Anselm di Wim Wenders: ritratto di un’arte del tempo

“Il linguaggio più tenero e gentile e amichevole che sia mai stato inventato nel cinema”. Definisce così il 3D Wim Wenders che, con Anselm torna a sperimentare la forza e la gentilezza dello sguardo tridimensionale della settima arte. Un documentario che è anche colossal per l’ampiezza dello sguardo sulle opere dell’artista Anselm Kiefer, caparbio testimone di una storia di guerra della Germania, che non si vuole/non si può lasciare andare all’oblio del tempo. Wenders incontra Kiefer trent’anni fa, in occasione di una grande mostra dell’artista a Berlino. L’idea di un film nasce subito, ma ci sono voluti tre decenni perché il regista trovasse la forma adatta per filmare queste opere monumentali, che non cessano di fare i conti con il passato. Ne nasce un viaggio in cui se ne ripercorrono le tappe, tra fotografia e opere materiche.
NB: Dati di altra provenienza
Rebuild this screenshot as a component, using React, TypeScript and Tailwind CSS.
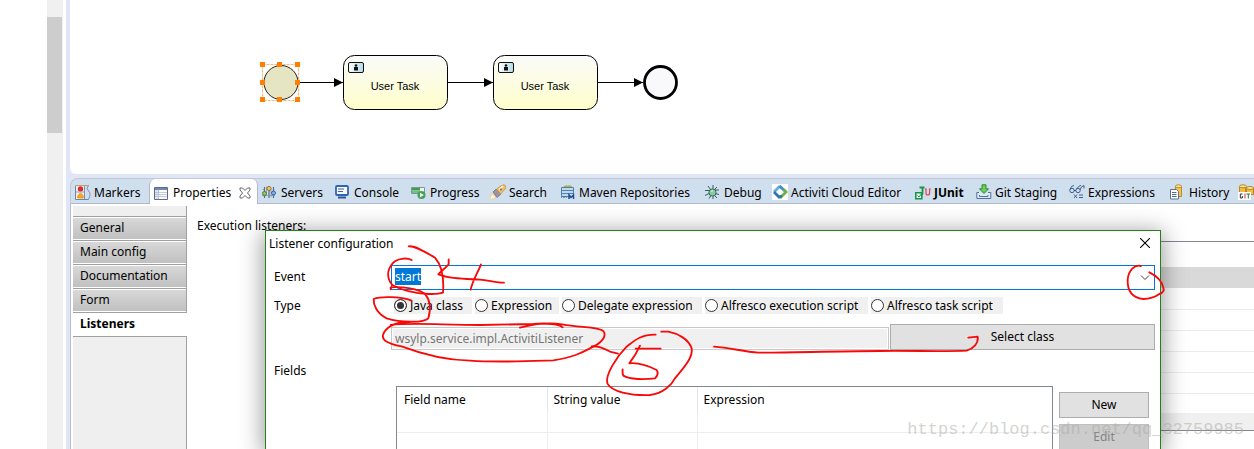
import { useEffect, useRef, useState } from "react";
import type { ReactNode } from "react";

function Icon({ children }: { children: ReactNode }) {
  return (
    <svg width="16" height="16" viewBox="0 0 16 16" fill="none" className="shrink-0" aria-hidden="true">
      {children}
    </svg>
  );
}

const icons: Record<string, ReactNode> = {
  markers: (
    <Icon>
      <path d="M.5 1.500v14h13" stroke="#6f83a8" />
      <path d="M.5 1.500h13" stroke="#b9a56a" />
      <path d="M1 2h8v13H1z" fill="#f4f0e2" />
      <path d="M9.500 1.500v14M13.500 1.500q-3 3 0 5.500t0 8.500" stroke="#7d8fb2" />
      <circle cx="5.500" cy="5" r="2.700" fill="#e02a30" />
      <path d="M2.500 14c0-3 1.500-4.500 3-4.500s3 1.500 3 4.500z" fill="#f5a623" stroke="#d98b1c" strokeWidth=".6" />
      <path d="M1 8h8" stroke="#8ea0c0" />
    </Icon>
  ),
  properties: (
    <Icon>
      <path d="M.5 2.500h13v12H.5z" fill="#fff" stroke="#5a6b8f" />
      <path d="M1 3h12v2H1z" fill="#7386ad" />
      <path d="M1 5h4v9H1z" fill="#dfe3ee" />
      <path d="M1 7.500h12M1 9.500h12M1 11.500h12M4.500 5v9" stroke="#b4bdd0" strokeWidth=".8" />
    </Icon>
  ),
  servers: (
    <Icon>
      <path d="M2.500 3v11M7 2v12M11.500 3v11" stroke="#5d6b7c" strokeWidth="1.200" />
      <path d="M.5 5.500h2M4.500 2.500v8M9 5v8M0 11.500h13" stroke="#8292a8" strokeWidth=".8" />
      <circle cx="2.500" cy="9.500" r="2" fill="#9bc46a" stroke="#4f7d35" />
      <circle cx="7" cy="4.500" r="2" fill="#f3cf55" stroke="#94742a" />
      <circle cx="11.500" cy="9" r="2" fill="#82b4e8" stroke="#3463a0" />
    </Icon>
  ),
  console: (
    <Icon>
      <rect x="1" y="2" width="12" height="9" rx="1" fill="#f5f9ff" stroke="#2f66b0" strokeWidth="1.800" />
      <path d="M3 5h6M3 7.500h5" stroke="#4a5f88" />
      <path d="M3 13.500h8" stroke="#2f5590" strokeWidth="1.800" />
    </Icon>
  ),
  progress: (
    <Icon>
      <path d="M.5 3.500h13v6H.5z" fill="#eef6ee" stroke="#7b94a4" />
      <path d="M1 4h8v2.500H1z" fill="#3f9e52" />
      <path d="M1 6.500h8V9H1z" fill="#75bf80" />
      <circle cx="10.500" cy="11" r="4" fill="#45a05a" />
      <path d="M9 8.700v4.600l3.800-2.300z" fill="#fff" />
    </Icon>
  ),
  search: (
    <Icon>
      <path d="M0 14.500l2-5 4 4-5 2z" fill="#fff7d5" stroke="#eccb7c" strokeWidth=".7" />
      <path d="M3 8l3-3 5 5-4 3.500z" fill="#9d92a0" stroke="#71697a" strokeWidth=".7" />
      <path d="M6.500 5l5-3.500q3-1.500 4 .3t-1 4L10.500 10z" fill="#f2bf6b" stroke="#c98d3a" strokeWidth=".8" />
      <path d="M9 5.500l4-3.500" stroke="#fff2cf" strokeWidth="1.500" />
      <circle cx="11" cy="5.500" r="1" fill="#4d77b3" />
    </Icon>
  ),
  maven: (
    <Icon>
      <path d="M4 3.500q1.500-2 3.500-.5 2-1.500 4 .5" stroke="#a8b52f" strokeWidth="2" />
      <path d="M1.500 3.500h12v9h-12z" fill="#bfd8f2" stroke="#557fae" />
      <path d="M2 6.500h11M2 9.500h11" stroke="#557fae" />
      <path d="M1 13.500l1.500-1 1.500 1 1.500-1 1.500 1" stroke="#3c6ca5" />
      <path d="M9 15v-4l2 2.500 2.500-2.500v4" stroke="#1e4f91" strokeWidth="1.500" />
    </Icon>
  ),
  debug: (
    <Icon>
      <path d="M3 2l3 4M8 1v4M12 3l-3 3M0 6.500h4M10 6h4M0 11.500l4-2M10 9.500l4 1M4 14.500l2-3M8 15v-3M12 14l-2-2" stroke="#34605f" />
      <circle cx="7.500" cy="8.500" r="3.600" fill="#8fc79f" stroke="#2f6a63" />
      <path d="M6 7.500q1-1 2-.5" stroke="#e9fbe8" />
    </Icon>
  ),
  cloud: (
    <Icon>
      <path d="M0 0h16v16H0z" fill="#fff" />
      <path d="M2 8l6-6" stroke="#67a9dc" strokeWidth="2.800" />
      <path d="M2 8l6 6" stroke="#2e74b5" strokeWidth="2.800" />
      <path d="M7.500 2l6.500 6" stroke="#3f8bc9" strokeWidth="2.800" />
      <path d="M8 14l6-6-2.500-2.500" stroke="#6cb33f" strokeWidth="2.800" />
      <path d="M7 13l3-1" stroke="#2e74b5" strokeWidth="2.500" />
    </Icon>
  ),
  junit: (
    <Icon>
      <path d="M4.500 3.500h5M7.500 3v6q0 2-2.500 2" stroke="#17944a" strokeWidth="1.800" />
      <path d="M.8 8.800h6v6h-6z" fill="#e8f7ec" stroke="#17944a" strokeWidth="1.600" />
      <path d="M2.500 11.500l1.500 1.500 3-4" stroke="#17944a" />
      <path d="M11 5v4q0 2 1.800 2t1.800-2V5M9.800 5h2M13.800 5h2" stroke="#dd4255" strokeWidth="1.200" />
    </Icon>
  ),
  staging: (
    <Icon>
      <path d="M3 8.500H.8v6h14v-6H12" fill="#dfe8f5" stroke="#51709e" />
      <path d="M3.500 11v1.500h8.500V11" stroke="#51709e" />
      <path d="M6 .8h4v4h2.500L8 9.500 3.500 4.800H6z" fill="#6fcf5a" stroke="#258a33" />
    </Icon>
  ),
  expressions: (
    <Icon>
      <circle cx="3" cy="6.500" r="2.200" stroke="#3f6188" />
      <circle cx="9" cy="6.500" r="2.200" stroke="#3f6188" />
      <path d="M1 5.500q1-4 4-4M7.500 5q3-4 4.500-3.500M5 6.500h2M11 6q1-4 4-4.500v3" stroke="#3f6188" />
      <path d="M5 10.500l3 3.500M8 10.500L5 14M10 11h4M10 13.500h4" stroke="#3f6188" />
    </Icon>
  ),
  history: (
    <Icon>
      <path d="M5.500 2.500v10h6v-10" fill="#f2c64e" stroke="#bb8a26" />
      <ellipse cx="8.500" cy="2.300" rx="3" ry="1.500" fill="#fbe6a1" stroke="#bb8a26" />
      <path d="M.5 5.500h6l2 2v7.500h-8z" fill="#fff" stroke="#5b6f96" />
      <path d="M2 8.500h4.500M2 10.500h4.500M2 12.500h4.500" stroke="#4e6591" />
    </Icon>
  ),
  git: (
    <Icon>
      <path d="M1.500 2.500v7h7v-7M7.500 3.500v7h8v-7" fill="#f0bd43" stroke="#b98724" />
      <ellipse cx="5" cy="2.300" rx="3.500" ry="1.500" fill="#fbe39a" stroke="#b98724" />
      <ellipse cx="12" cy="4" rx="3.500" ry="1.500" fill="#fbe39a" stroke="#b98724" />
      <path d="M0 8h13v8H0z" fill="#fff" />
      <path d="M4.500 10H2.300v4h2v-2" stroke="#333" />
      <path d="M7 9.500v5" stroke="#c33" />
      <path d="M8.500 10H12M10.300 10v4.500" stroke="#2a7a3a" />
    </Icon>
  ),
};

const tabs = [
  { icon: "markers", label: "Markers", width: "min-w-[78px]" },
  { icon: "properties", label: "Properties", width: "min-w-[109px]", active: true },
  { icon: "servers", label: "Servers", width: "min-w-[73px]" },
  { icon: "console", label: "Console", width: "min-w-[76px]" },
  { icon: "progress", label: "Progress", width: "min-w-[79px]" },
  { icon: "search", label: "Search", width: "min-w-[70px]" },
  { icon: "maven", label: "Maven Repositories", width: "min-w-[145px]" },
  { icon: "debug", label: "Debug", width: "min-w-[67px]" },
  { icon: "cloud", label: "Activiti Cloud Editor", width: "min-w-[143px]" },
  { icon: "junit", label: "JUnit", width: "min-w-[61px]", bold: true },
  { icon: "staging", label: "Git Staging", width: "min-w-[93px]" },
  { icon: "expressions", label: "Expressions", width: "min-w-[101px]" },
  { icon: "history", label: "History", width: "min-w-[68px]" },
  { icon: "git", label: "", width: "" },
];

const sections = ["General", "Main config", "Documentation", "Form"];

const listenerTypes = [
  { name: "Java class", width: "min-w-[78px]" },
  { name: "Expression", width: "min-w-[84px]" },
  { name: "Delegate expression", width: "min-w-[140px]" },
  { name: "Alfresco execution script", width: "min-w-[163px]" },
  { name: "Alfresco task script", width: "min-w-[132px]" },
];

function TaskNode({ x }: { x: number }) {
  return (
    <g transform={`translate(${x} 55)`}>
      <rect x=".5" y=".5" width="104" height="54" rx="11" fill="url(#task)" stroke="#000" />
      <rect x="5.500" y="7.500" width="15" height="10" rx="1.500" fill="url(#badge)" stroke="#111" />
      <circle cx="13" cy="10.500" r="1.300" fill="#111" />
      <path d="M11 12h4v3.500h-4z" fill="#111" />
      <text x="52" y="35" textAnchor="middle" fontSize="11" fontFamily="Liberation Sans, Arial, sans-serif">
        User Task
      </text>
    </g>
  );
}

function Diagram() {
  const handles = [
    [262, 64], [279, 64], [297, 64], [262, 82], [297, 82], [262, 99], [279, 99], [297, 99],
  ];
  return (
    <svg width="620" height="174" viewBox="70 0 620 174" className="block">
      <defs>
        <linearGradient id="task" x2="0" y2="1">
          <stop stopColor="#fafafa" />
          <stop offset="1" stopColor="#ffffcb" />
        </linearGradient>
        <linearGradient id="badge">
          <stop stopColor="#fff" />
          <stop offset="1" stopColor="#b5dbea" />
        </linearGradient>
      </defs>
      <path d="M298 82.500h45M448 82.500h45M598 82.500h45" stroke="#000" />
      <path d="M334 78l9 4.500-9 4.500zM484 78l9 4.500-9 4.500zM634 78l9 4.500-9 4.500z" fill="#000" />
      <circle cx="281" cy="82.500" r="17" fill="#e5e5c3" stroke="#222" />
      <rect x="262.500" y="64.500" width="36" height="36" fill="none" stroke="#ffb46b" strokeDasharray="3 1" />
      {handles.map(([x, y]) => (
        <rect key={`${x}-${y}`} x={x - 2} y={y - 2} width="5" height="5" fill="#ff8000" />
      ))}
      <TaskNode x={343} />
      <TaskNode x={493} />
      <circle cx="660.500" cy="82.500" r="16" fill="#f9f9fc" stroke="#000" strokeWidth="2.800" />
    </svg>
  );
}

function TabBar() {
  return (
    <div role="tablist" className="flex h-[26px] shrink-0 overflow-hidden rounded-tl-lg border-t border-l border-[#c3c8d4] bg-[#d0dfee]">
      {tabs.map((tab) => (
        <button
          key={tab.icon}
          role="tab"
          type="button"
          aria-label={tab.label || "Git Repositories"}
          aria-selected={!!tab.active}
          className={`flex shrink-0 items-center gap-[3px] border-[#b3b9ca] pt-[2px] pl-1 ${tab.width} ${
            tab.active ? "rounded-t-md border-x bg-white" : "border-b"
          }`}
        >
          {icons[tab.icon]}
          <span className={tab.bold ? "font-bold" : ""}>{tab.label}</span>
          {tab.active && (
            <svg width="12" height="12" viewBox="0 0 12 12" fill="none" stroke="#666" className="mr-[6px] ml-auto" aria-hidden="true">
              <path d="M1 1h2.500L6 3.500 8.500 1H11v2L8.500 6 11 9v2H8.500L6 8.500 3.500 11H1V9l2.500-3L1 3z" />
            </svg>
          )}
        </button>
      ))}
      <div className="flex-1 border-b border-[#b3b9ca]" />
    </div>
  );
}

function Sidebar() {
  return (
    <nav className="mt-[2px] flex w-[114px] shrink-0 flex-col">
      <div className="h-[11px] border-r border-b border-[#a0a0a0] bg-[#efefef]" />
      {sections.map((name) => (
        <button
          key={name}
          type="button"
          className="h-6 border-r border-b border-[#a0a0a0] bg-white py-px text-left"
        >
          <span className="block h-[21px] bg-linear-to-b from-[#d8d8d8] to-[#c0c0c0] pl-[7px] leading-[20px]">{name}</span>
        </button>
      ))}
      <button type="button" className="h-[23px] bg-white pb-[2px] pl-[7px] text-left font-bold">
        Listeners
      </button>
      <div className="flex-1 border-t border-r border-[#a0a0a0] bg-[#efefef]" />
    </nav>
  );
}

function ListenerDialog() {
  const eventRef = useRef<HTMLInputElement>(null);
  const [type, setType] = useState("Java class");
  useEffect(() => {
    eventRef.current?.focus();
    eventRef.current?.select();
  }, []);
  return (
    <section
      role="dialog"
      aria-label="Listener configuration"
      className="absolute top-[26px] right-[93px] bottom-0 left-[194px] flex flex-col border border-b-0 border-[#22801f] bg-white shadow-[0_4px_22px_2px_rgba(0,0,0,0.4)]"
    >
      <header className="flex h-[24px] shrink-0 items-center justify-between pr-[10px] pl-[3px]">
        <h2>Listener configuration</h2>
        <button type="button" aria-label="Close">
          <svg width="10" height="10" viewBox="0 0 10 10" stroke="#000" strokeWidth="1.100" aria-hidden="true">
            <path d="M0 0l10 10M10 0L0 10" />
          </svg>
        </button>
      </header>
      <div className="mt-[10px] grid grid-cols-[117px_1fr] pr-[5px] pl-2">
        <label htmlFor="event" className="leading-[24px]">Event</label>
        <div className="flex h-[25px] items-center border border-[#0078d7]">
          <input
            id="event"
            ref={eventRef}
            defaultValue="start"
            className="h-[19px] min-w-0 flex-1 bg-white pb-[2px] pl-[3px] caret-transparent outline-none selection:bg-[#0078d7] selection:text-white"
          />
          <button type="button" aria-label="Show events" className="px-1">
            <svg width="10" height="6" viewBox="0 0 10 6" fill="none" stroke="#444" aria-hidden="true">
              <path d="M1 .5l4 4 4-4" />
            </svg>
          </button>
        </div>
        <span className="mt-[7px] leading-[17px]">Type</span>
        <div className="mt-[7px] flex gap-[3px] pl-[3px]">
          {listenerTypes.map(({ name, width }) => (
            <label key={name} className={`flex h-[17px] shrink-0 items-center gap-[3px] bg-[#f0f0f0] ${width}`}>
              <input
                type="radio"
                name="type"
                checked={type === name}
                onChange={() => setType(name)}
                className="size-[13px] appearance-none rounded-full border border-[#333] bg-white checked:bg-[#333] checked:shadow-[inset_0_0_0_2px_white]"
              />
              {name}
            </label>
          ))}
        </div>
        <div className="col-start-2 mt-[10px] flex items-end">
          <input
            aria-label="Class name"
            readOnly
            value="wsylp.service.impl.ActivitiListener"
            className="h-[23px] min-w-0 flex-1 border border-[#c8c8c8] bg-[#f0f0f0] pl-[3px] text-[#767676] inset-ring inset-ring-white outline-none"
          />
          <button type="button" className="ml-px h-[26px] w-[265px] shrink-0 border border-[#adadad] bg-[#e1e1e1] pb-[2px]">
            Select class
          </button>
        </div>
      </div>
      <h3 className="mt-[11px] pl-2 leading-[20px]">Fields</h3>
      <div className="mt-[5px] flex min-h-0 flex-1 gap-[6px] overflow-hidden pr-[11px] pl-[130px]">
        <div className="min-w-0 flex-1 border border-b-0 border-[#828790]">
          <table className="w-full table-fixed border-collapse">
            <thead>
              <tr className="h-[25px] text-left">
                <th className="w-[150px] border-r border-[#e5e5e5] pl-[7px] font-normal">Field name</th>
                <th className="w-[150px] border-r border-[#e5e5e5] pl-[6px] font-normal">String value</th>
                <th className="pl-[6px] font-normal">Expression</th>
              </tr>
            </thead>
            <tbody>
              {[0, 1].map((row) => (
                <tr key={row} className="h-[20px] border-b border-[#ededed]">
                  <td className="border-r border-[#ebeef3]" />
                  <td className="border-r border-[#ebeef3]" />
                  <td />
                </tr>
              ))}
            </tbody>
          </table>
        </div>
        <div className="flex w-[90px] shrink-0 flex-col gap-[6px] pt-[6px]">
          <button type="button" className="h-[26px] shrink-0 border border-[#adadad] bg-[#e1e1e1] pb-[2px]">New</button>
          <button type="button" disabled className="h-[26px] shrink-0 border border-[#bfbfbf] bg-[#cccccc] pb-[2px] text-[#838383]">Edit</button>
        </div>
      </div>
    </section>
  );
}

function ListenerTable() {
  return (
    <div className="mt-[37px] ml-1 min-w-0 flex-1 self-start border-y border-[#828790]">
      <table className="w-full border-collapse">
        <tbody>
          <tr className="h-[25px]"><td /></tr>
          <tr className="h-[21px] bg-[#d9d9d9]"><td /></tr>
          {[0, 1, 2, 3, 4].map((row) => (
            <tr key={row} className="h-[21px] border-b border-[#ececec]"><td /></tr>
          ))}
          <tr className="h-[20px]"><td /></tr>
        </tbody>
      </table>
      <div className="h-[17px] bg-[#f0f0f0]" />
    </div>
  );
}

function Annotations() {
  return (
    <svg
      width="1254"
      height="449"
      viewBox="0 0 1254 449"
      className="pointer-events-none absolute top-0 left-0"
      fill="none"
      stroke="#f90808"
      strokeWidth="5.500"
      strokeLinecap="round"
      strokeLinejoin="round"
      aria-hidden="true"
    >
      <g transform="translate(360 225) scale(.3333)">
        <path d="M146 64C165 62 195 80 225 98C248 125 252 165 249 203C235 208 218 207 207 207" />
        <path d="M155 105C140 97 110 100 98 115C80 135 80 160 97 180C125 196 160 205 207 207" />
        <path d="M92 193V187C130 185 175 190 195 207C215 230 212 255 205 280C190 295 120 292 80 280C50 265 40 240 41 222C60 214 120 214 155 227" />
        <path d="M266 103V118C255 130 240 142 235 148L247 152C275 162 330 162 360 164C385 166 410 173 432 173M363 118C355 140 338 165 332 194" />
        <path d="M150 291C100 290 75 310 69 330C66 345 80 355 125 364C180 385 260 405 330 407C420 413 520 408 580 406C650 395 670 380 700 365C730 350 740 330 730 318C715 305 660 308 607 298C560 290 510 300 480 308M92 300C150 292 250 300 360 300L520 297C560 293 600 298 608 307" />
        <path d="M695 364C720 362 735 372 750 380L774 386" />
        <path d="M887 329C840 328 820 350 800 365C770 395 735 450 742 475C755 500 810 512 870 510C910 505 935 480 945 460C975 425 1000 395 995 370C985 340 950 325 925 320H904" />
        <path d="M902 371H827M840 362C832 380 820 400 808 415C835 412 870 425 890 435C897 445 890 455 885 460C855 464 810 464 790 452C786 445 788 438 788 433" />
      </g>
      <g transform="translate(680 225) scale(.3333)">
        <path d="M102 365C150 368 190 380 235 383C330 384 450 378 600 378C700 377 800 380 860 377C880 370 897 355 893 335L865 338" />
      </g>
      <g transform="translate(970 225) scale(.3333)">
        <path d="M513 123C495 118 475 135 473 165C472 195 485 218 520 222C550 222 560 213 568 207C580 205 583 195 580 188C575 165 555 150 538 142" />
      </g>
    </svg>
  );
}

export default function App() {
  return (
    <div className="relative flex h-screen overflow-hidden bg-white font-['Noto_Sans','Open_Sans',sans-serif] text-[12px] leading-[17px] text-black">
      <aside className="flex w-[66px] shrink-0 justify-end pr-[3px]">
        <div className="w-4 bg-[#f0f0f0] pt-[17px]">
          <div className="h-[116px] w-[15px] bg-[#cdcdcd]" />
        </div>
      </aside>
      <main className="flex min-w-0 flex-1 flex-col bg-[#e1e6f6] pl-1">
        <div className="h-[174px] shrink-0 overflow-hidden rounded-bl-md bg-white">
          <Diagram />
        </div>
        <div className="mt-1 flex min-h-0 flex-1 flex-col">
          <TabBar />
          <div className="relative flex min-h-0 flex-1 border-l border-[#b9bfce] bg-white pl-[2px]">
            <Sidebar />
            <span className="mt-[13px] shrink-0 pl-[10px]">Execution listeners:</span>
            <ListenerTable />
            <ListenerDialog />
          </div>
        </div>
      </main>
      <Annotations />
      <p className="pointer-events-none absolute right-[10px] bottom-[9px] font-['Liberation_Mono',monospace] text-[17px] leading-[20px] text-[#a9a9a0]/50">
        https://blog.csdn.net/qq_32759985
      </p>
    </div>
  );
}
Dagli anni Settanta, quando, indossando l’uniforme del padre nazista, scatta una lunga serie di foto nei luoghi d’Europa travolti dalla Seconda guerra mondiale, col braccio destro alzato per assumersi la responsabilità di ciò che tutto il mondo cercava in fretta di dimenticare.

 

 

Fino ad oggi, nel sud della Francia, a Barjac, dove l’artista si è trasferito e dove ha fondato la sua fondazione. Un complesso di enormi dimensioni fatto di edifici, giardini, spazi aperti, perfetti per ospitarne l’intera e tentacolare produzione, fatta di quadri, macerie e sculture, come i libri della memoria realizzati in piombo, sfogliabili nella loro cupezza e accatastati a foderare intere pareti. “L’uomo cerca la leggerezza perché non vuole vedere la pesantezza e l’abisso” dice Kiefer, circondato da statue di donne senza testa, mute e inermi, bellissime e malinconiche, o dagli enormi dipinti fatti di cenere, sabbia, piombo fuso, cemento e zolle d’erba bruciata. Lui che è nato nel 1945 e non ha vissuto la guerra, si circonda di rovine e di quel caos da trasformare in quadri. Fondamentale è il parallelo con Paul Celan e la sua poesia dell’impossibilità conforto rispetto alla Storia.

 

 

Come filmare, dunque, tanta ricchezza di temi, gesti, idee? Come già in Pina, Ritorno alla vita e Les beaux jours d’Aranjuez Wenders ricorre al 3D e inventa una terza dimensione che scardina la normale percezione del tempo, perché il tempo è la prima materia plasmata da Kiefer. Nel 3D di Wenders guadagnare spazio nella prospettiva impone un’organizzazione temporale del tutto diversa, significa mettere lo sguardo nella condizione non solo di soffermarsi sulle cose da vedere, e di sentire, percepire il peso addormentato del tempo che giace nell’opera di un artista tanto radicale. “Nel 3D la differente percezione dello spazio è ovvia – ci spiegò Wenders nel 2016 – mentre la diversa percezione del tempo non lo è alla maggior parte degli spettatori ed è legata al fatto che il 3D fa funzionare parti del cervello che di fronte alla visione in 2D non sono attive. Queste sono le parti del cervello responsabili anche della percezione del tempo”. Un film che si fa gigantesco gioco di specchi, dunque, non una biografia di un artista, ma della sua stessa arte, in cui la cronologia è spezzettata e il presente è sorpreso a riflettersi nei diversi passati, con tutta la vertigine che ne consegue.